Docker and NVIDIA-docker on your workstation: Motivation

The basic problem with software and environment configuration

I've been working with workstations and clusters running scientific/research software, multiple language programming environments, huge commercial scientific packages, parallel execution environments, etc, for more than two decades. I was always the guy who could "make it work".  Guess what? It hasn't really changed in all this time! 

I've seen real job postings with descriptions that had phrasing from the following sets of words;

"Must be able to (handle, fix), +

(library, configuration, version, environment) + ( nightmare, hell)!" 

Linux package managers like apt and yum,  and installation packaging like deb and rpm are great for software install and updates. This is wonderful for system installation and and adding useful applications and utilities. However, for your "serious work" the packages that are maintained (or not maintained) in the repositories may not be up-to-date and are probably not optimally built or configured for best performance. If you are are doing work that involves research level code there is a good chance that you are not going to be happy with what is available in the repos. There is also a good possibility that what you want to work with hasn't been packaged at all. You may be looking at compiling the application you want from source and setting up an environment to run it in by hand. In the worst cases it can take days or even weeks of a skilled system administrators time to "make it work". Even if what you want to use is relatively easy to install it may not play nice with other "stuff" on your system.

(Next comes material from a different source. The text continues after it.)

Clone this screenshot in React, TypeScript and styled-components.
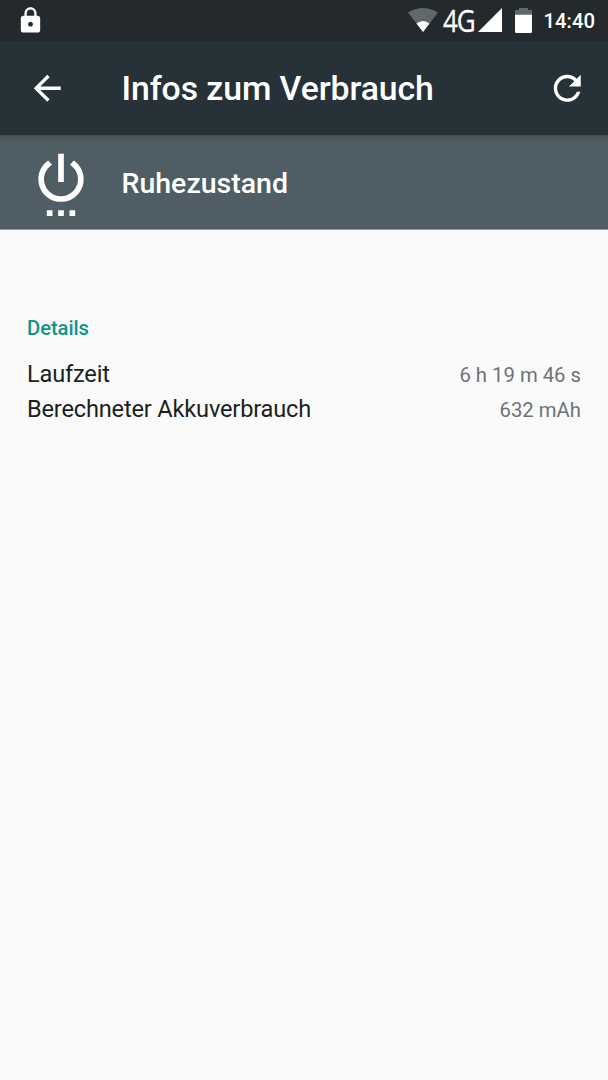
import React from "react";
import styled, { createGlobalStyle } from "styled-components";

const GlobalStyle = createGlobalStyle`
  * { box-sizing: border-box; }
  body { margin: 0; background: #fafafa; font-family: Roboto, "Liberation Sans", sans-serif; }
`;

const Screen = styled.div`
  width: 608px;
  height: 1080px;
  display: flex;
  flex-direction: column;
  background: #fafafa;
  overflow: hidden;
`;

const StatusBar = styled.header`
  height: 41px;
  flex: none;
  display: flex;
  align-items: flex-start;
  padding: 0 13px 0 16px;
  background: #23292c;
  color: #fff;
`;

const StatusIcon = styled.svg<{ $top: number; $left?: number }>`
  flex: none;
  display: block;
  margin: ${(p) => p.$top}px 0 0 ${(p) => p.$left ?? 0}px;
`;

const Spacer = styled.div`
  flex: 1;
`;

const Network = styled.div`
  width: 35px;
  height: 41px;
  padding-left: 5px;
  font: 400 31px/41px "Open Sans", "Noto Sans", sans-serif;
  letter-spacing: -1.5px;
  white-space: nowrap;
  -webkit-text-stroke: 0.3px #fff;
`;

const NetworkLabel = styled.span`
  display: inline-block;
  transform: scaleX(0.84);
  transform-origin: 0 50%;
`;

const Clock = styled.time`
  margin-left: 12px;
  font-size: 20.3px;
  font-weight: 500;
  line-height: 43px;
`;

const AppBar = styled.div`
  height: 94px;
  flex: none;
  display: flex;
  align-items: center;
  padding: 0 20px 0 27px;
  background: #273238;
  color: #fff;
`;

const IconButton = styled.button`
  width: 41px;
  height: 41px;
  padding: 0;
  border: 0;
  background: none;
  color: inherit;
  svg { display: block; }
`;

const Title = styled.h1`
  flex: 1;
  margin: 2px 0 0 53.5px;
  font-size: 33.8px;
  font-weight: 500;
  line-height: 40px;
  letter-spacing: -0.08px;
  white-space: nowrap;
`;

const EntryHeader = styled.section`
  height: 95px;
  flex: none;
  display: flex;
  align-items: center;
  padding-left: 27px;
  border-bottom: 1px solid #949c9f;
  background: linear-gradient(#424d53 0, #49565c 3px, #4f5e65 8px, #4f5e65 93px, #47565c 94px);
  color: #fff;
`;

const EntryName = styled.h2`
  margin: 4px 0 0 26.5px;
  font-size: 28.5px;
  font-weight: 500;
  line-height: 34px;
`;

const Details = styled.main`
  padding: 86px 27px 0;
`;

const SectionTitle = styled.h3`
  margin: 0 0 16px;
  font-size: 20.3px;
  font-weight: 500;
  line-height: 25px;
  letter-spacing: -0.1px;
  color: #0f9688;
`;

const Row = styled.div`
  height: 35px;
  display: flex;
  justify-content: space-between;
  align-items: baseline;
  line-height: 35px;
`;

const Label = styled.span`
  font-size: 23.6px;
  letter-spacing: -0.18px;
  color: #1c1f20;
`;

const Value = styled.span`
  font-size: 20.3px;
  color: #6e7375;
`;

const rows = [
  { label: "Laufzeit", value: "6 h 19 m 46 s" },
  { label: "Berechneter Akkuverbrauch", value: "632 mAh" },
];

export default function App() {
  return (
    <>
      <GlobalStyle />
      <Screen>
        <StatusBar>
          <StatusIcon $top={6} width="29" height="29" viewBox="0 0 24 24" fill="#fff">
            <path d="M18 8h-1V6c0-2.760-2.240-5-5-5S7 3.240 7 6v2H6c-1.100 0-2 .9-2 2v10c0 1.100.9 2 2 2h12c1.100 0 2-.9 2-2V10c0-1.100-.9-2-2-2zm-6 9c-1.100 0-2-.9-2-2s.9-2 2-2 2 .9 2 2-.9 2-2 2zm3.100-9H8.900V6c0-1.710 1.390-3.100 3.100-3.100s3.100 1.390 3.100 3.100v2z" />
          </StatusIcon>
          <Spacer />
          <StatusIcon $top={7} width="30" height="26" viewBox="0 0 30 26">
            <path d="M0 5.500Q15-3.500 30 5.500L15 25Z" fill="#60686b" />
            <path d="M8.500 16.500Q15 11.500 21.500 16.500L15 25Z" fill="#fff" />
          </StatusIcon>
          <Network>
            <NetworkLabel>4G</NetworkLabel>
          </Network>
          <StatusIcon $top={8} $left={5} width="24" height="24" viewBox="0 0 24 24">
            <path d="M24 0V24H0Z" fill="#fff" />
          </StatusIcon>
          <StatusIcon $top={8} $left={13} width="17" height="25" viewBox="0 0 17 25">
            <path d="M4 0h9v2h4v5H0V2h4z" fill="#60686b" />
            <path d="M0 6.800h17V23.500q0 1.500-1.500 1.500h-14Q0 25 0 23.500z" fill="#fff" />
          </StatusIcon>
          <Clock>14:40</Clock>
        </StatusBar>
        <AppBar>
          <IconButton aria-label="Zurück">
            <svg width="40.5" height="40.5" viewBox="0 0 24 24" fill="currentColor">
              <path d="M20 11H7.830l5.590-5.590L12 4l-8 8 8 8 1.410-1.410L7.830 13H20v-2z" />
            </svg>
          </IconButton>
          <Title>Infos zum Verbrauch</Title>
          <IconButton aria-label="Aktualisieren">
            <svg width="40.5" height="40.5" viewBox="0 0 24 24" fill="currentColor">
              <path d="M17.650 6.350C16.200 4.900 14.210 4 12 4c-4.420 0-7.990 3.580-7.990 8s3.570 8 7.990 8c3.730 0 6.840-2.550 7.730-6h-2.080c-.82 2.330-3.040 4-5.650 4-3.310 0-6-2.690-6-6s2.690-6 6-6c1.660 0 3.140.69 4.220 1.780L13 11h7V4l-2.350 2.350z" />
            </svg>
          </IconButton>
        </AppBar>
        <EntryHeader>
          <svg width="68" height="68" viewBox="0 0 24 24" fill="#fff">
            <path d="M7 24h2v-2H7v2zm4 0h2v-2h-2v2zm2-22h-2v10h2V2zm3.560 2.440l-1.450 1.450C16.840 6.940 18 8.830 18 11c0 3.310-2.690 6-6 6s-6-2.690-6-6c0-2.170 1.160-4.060 2.880-5.120L7.440 4.440C5.360 5.880 4 8.280 4 11c0 4.420 3.580 8 8 8s8-3.580 8-8c0-2.720-1.360-5.120-3.440-6.560zM15 24h2v-2h-2v2z" />
          </svg>
          <EntryName>Ruhezustand</EntryName>
        </EntryHeader>
        <Details>
          <SectionTitle>Details</SectionTitle>
          {rows.map((r) => (
            <Row key={r.label}>
              <Label>{r.label}</Label>
              <Value>{r.value}</Value>
            </Row>
          ))}
        </Details>
      </Screen>
    </>
  );
}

For a workstation configuration there is also the problem of just having a nice desktop environment to interact with. Software that is packaged for easy install may only be available for a distribution or distribution version that you really don't want to use for your desktop environment. Also, code that you want to build yourself may require a build environment that is completely incompatible with your workstation environment. Want to use Ubuntu 16.10 for your desktop and build CUDA apps? Good luck. …too new of a system gcc version. (you can do it, maybe, but, really, good luck!). Docker might just offer a way out of these messes.


Docker

Let me start by saying that Docker is complicated. It can take a bit of effort to understand the details. However, the basic idea is not too bad. 

The essential idea is to wrap up an application and all of its dependencies (binaries, libraries, config files, etc.) in a package (an image) that includes its own file system overlay in a way that it can run on any system that supports Docker. From that image you can start an instance of the application ( a container ). It is a "slice" of the host OS in its own name-space. You might think that sounds like a virtual machine. It's really quite different. A virtual machine has its own OS and all of its own services. A Docker container uses the underlying host kernel and only includes what is needed to run your application. 

The best analogy I have seen is that a virtual machine is like a house and a docker container is like an apartment. ( Containers are not VMs ) A house has it's own foundation, plumbing, electrical system, a door to keep strangers out etc.. A Docker container system is more like an apartment building. There are spaces with their own doors but there is a shared foundation, plumbing, electrical service etc.. A city block can have several houses but that same area could have many more apartments of various sizes. One room efficiency size to elaborate penthouses. Docker containers make much better use of hardware resources than virtual machines. Containers are light weight, portable and very fast to start up and shut down. 

[ note: Docker uses "Linux containers" utilizing kernel namespaces, control groups and other low level kernel features. Microsoft is developing native containers for Windows Server 2016 but it is very new on that platform. You can run Docker on Windows and MacOS using tools that build it on top of a compact Linux virtual machine. See "Get Docker" for installation.  ]

Docker is an entire ecosystem

Docker was released as open source only a few years ago, 2013. Adoption has been massive! It is dominating in modern IT and DevOps. Google runs nearly everything in docker containers. Google launches billions of containers every week. Containers can be started, used, and shut-down in milliseconds. The advantages are so compelling that  a very robust and expanding ecosystem has developed around Docker.

Docker Hub is a registry host with over 100,000 image repositories. There are public and private registries and it is being well utilized by the Docker community and is constantly expanding.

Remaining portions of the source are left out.